The Employer Mandate of the Affordable Care Act (the “ACA” or its more commonly known sobriquet “Obamacare”) originally was slated to go into effect on Jan. 1, 2014. Last year employers were given a reprieve when the government pushed the mandate back until the start of 2015. Yesterday, the government pushed back the employer mandate for one more year until 2016. However, there is a significant catch that could trap unwary employers: the change applies only to those employers with between 50 and 99 full-time employees.
Small employers with less than 50 employees already have no obligation to do anything under the Act (they are below the minimum number of the Act’s requirements), so the change does not affect them. At the other end of the spectrum, employers with more than 99 employees remain subject to the mandate on the previously-extended Jan. 1, 2015 date. However, the regulations rolled out yesterday will permit those employers to avoid penalties if they can show that they offer insurance coverage to at least 70 percent of their full-time employees in 2015 and 95 percent of full-time employees in 2016 and beyond.

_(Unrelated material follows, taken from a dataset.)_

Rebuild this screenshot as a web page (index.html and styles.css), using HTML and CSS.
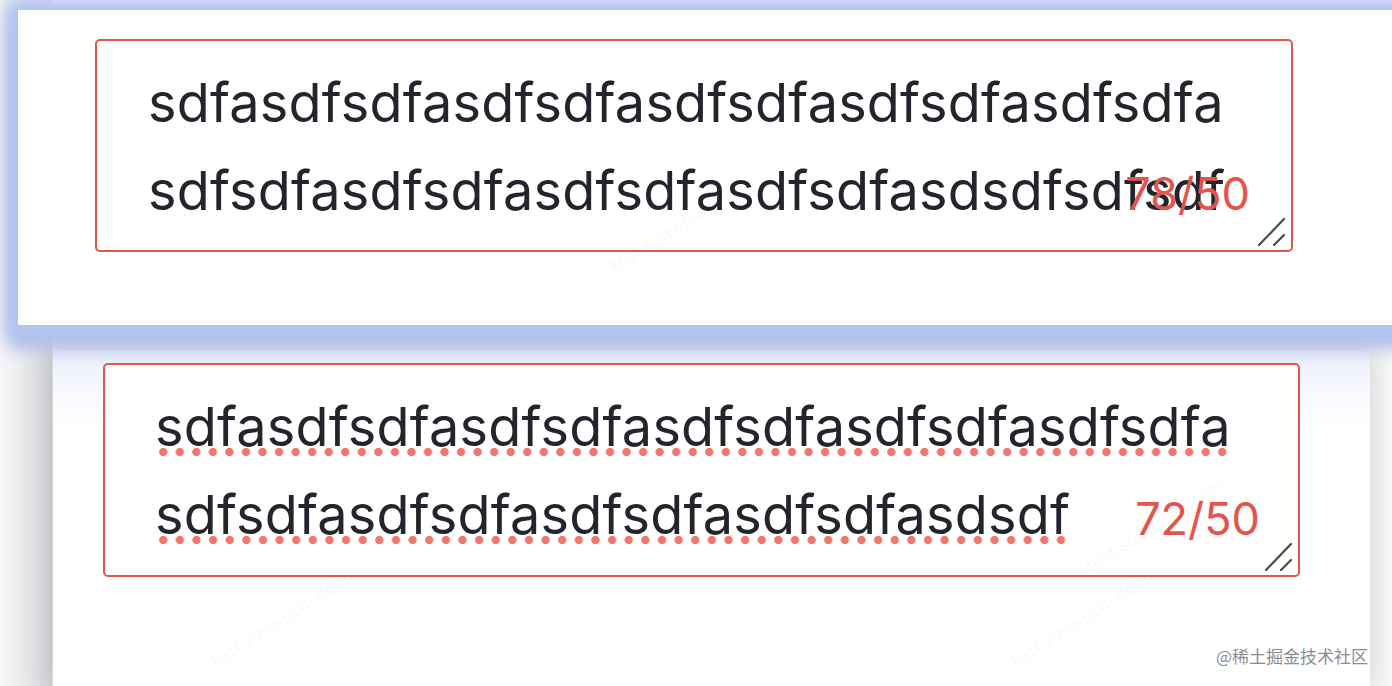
FILE: index.html
```html
<!DOCTYPE html>
<html lang="zh-CN">
<head>
<meta charset="utf-8">
<title>textarea</title>
<link rel="stylesheet" href="styles.css">
</head>
<body>
<div class="stage">
  <section class="panel panel-top">
    <div class="field field-top">
      <div class="text">
        <div class="line">sdfasdfsdfasdfsdfasdfsdfasdfsdfasdfsdfa</div>
        <div class="line">sdfsdfasdfsdfasdfsdfasdfsdfasdsdfsdfsdf</div>
      </div>
      <span class="count count-top">78/50</span>
      <svg class="grip" width="28" height="30" viewBox="0 0 28 30"><path d="M2 28 L27 2 M17 28 L27 18" stroke="#4a4a4a" stroke-width="2.2" stroke-linecap="round" fill="none"/></svg>
    </div>
    <span class="wm wm-1">test.sunwoshi.com</span>
  </section>
  <section class="panel panel-bottom">
    <div class="field field-bottom">
      <div class="text">
        <div class="line"><span class="spell">sdfasdfsdfasdfsdfasdfsdfasdfsdfasdfsdfa</span></div>
        <div class="line"><span class="spell">sdfsdfasdfsdfasdfsdfasdfsdfasdsdf</span></div>
      </div>
      <span class="count count-bottom">72/50</span>
      <svg class="grip" width="28" height="30" viewBox="0 0 28 30"><path d="M2 28 L27 2 M17 28 L27 18" stroke="#4a4a4a" stroke-width="2.2" stroke-linecap="round" fill="none"/></svg>
    </div>
    <span class="wm wm-2">test.sunwoshi.com</span>
    <span class="wm wm-3">test.sunwoshi.com</span>
    <span class="wm wm-4">test.sunwoshi.com</span>
  </section>
  <span class="credit">@稀土掘金技术社区</span>
</div>
</body>
</html>
```
FILE: styles.css
```css
html, body {
  margin: 0;
  padding: 0;
  background: #ffffff;
}
.stage {
  position: relative;
  width: 1392px;
  height: 686px;
  overflow: hidden;
  background: linear-gradient(90deg, #f6f6f8 0px, #dfe0e3 52px, #ffffff 53px);
  font-family: Inter, "Noto Sans", "Noto Sans CJK SC", sans-serif;
  display: flex;
  flex-direction: column;
}
.panel {
  position: relative;
  flex: none;
}
.panel-top {
  margin: 10px -20px 0 18px;
  height: 315px;
  background: #ffffff;
  box-shadow: 0 0 14px 12px #b4c5f2, 0 14px 16px 10px #aebde6;
  z-index: 2;
}
.panel-bottom {
  margin: 25px 22px 0 53px;
  height: 340px;
  background: linear-gradient(180deg, #eaeefa 0px, #f8f9fe 40px, #ffffff 80px);
  box-shadow: 0 0 30px 8px rgba(0, 0, 0, 0.16);
  z-index: 1;
}
.field {
  position: relative;
  box-sizing: border-box;
  height: 213px;
  width: 1198px;
  border: 2px solid #e0564c;
  border-radius: 5px;
  background: #ffffff;
  padding: 18px 50px;
}
.field-top {
  margin: 29px 0 0 77px;
  padding-left: 51px;
}
.field-bottom {
  margin: 13px 0 0 50px;
  width: 1197px;
  height: 214px;
}
.text {
  color: #22262c;
  font-size: 54px;
  line-height: 88px;
  letter-spacing: 0.2px;
  white-space: nowrap;
}
.spell {
  background-image: radial-gradient(circle at 50% 50%, #f0776d 0, #f0776d 3.8px, rgba(240, 119, 109, 0) 4.4px);
  background-size: 16.5px 10px;
  background-repeat: space no-repeat;
  background-position: 0 calc(100% - 2px);
}
.count {
  position: absolute;
  color: #e5544a;
  font-size: 45px;
  line-height: 45px;
  bottom: 34px;
}
.count-top {
  right: 41px;
}
.count-bottom {
  right: 38px;
}
.grip {
  position: absolute;
  right: 6px;
  bottom: 3px;
}
.wm {
  position: absolute;
  color: rgba(0, 0, 0, 0.04);
  font-size: 18px;
  transform: rotate(-32deg);
  transform-origin: left bottom;
  white-space: nowrap;
}
.wm-1 { left: 600px; top: 245px; }
.wm-2 { left: 165px; top: 300px; }
.wm-3 { left: 965px; top: 300px; }
.wm-4 { left: 1040px; top: 205px; }
.credit {
  position: absolute;
  right: 24px;
  top: 643px;
  color: #8a8d93;
  font-size: 17px;
  font-family: "Noto Sans CJK SC", sans-serif;
  z-index: 3;
}
```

For those unfamiliar with the Act, the penalties are significant. An employer who fails to offer coverage to a full time employee is subject to what the government - in Orwellian fashion – dubs the “Employer Shared Responsibility Payment” of $2,000 per employee. Determining who is and who is not a full-time employee also is not as easy as it sounds. The Act uses a 30-hour work week to determine full-time status as opposed to the 40-hour week most of us are familiar with under the FLSA. Added to that, “full-time equivalent employees” count toward the total. What are they you ask? Full-time equivalency is determined based on the total number of hours worked each month by part-time employees divided by 120. For example, if a small company has 500 hours worked by part time-employees in a month, this would come to 4.1 full-time equivalent employees (500/120=4.1). In other words, if that same company has 47 traditional full-time employees, adding an extra 4.1 would be enough to put them over the 50 employee threshold and be subject to the employer mandate.
In short, while mid-size employers have had the proverbial can kicked down the road again, they still are not off the hook. Larger employers have more to worry about. For them, the employer mandate kicks in on Jan. 1 of next year – meaning the clock is ticking and they have less than a year to figure out how to address it.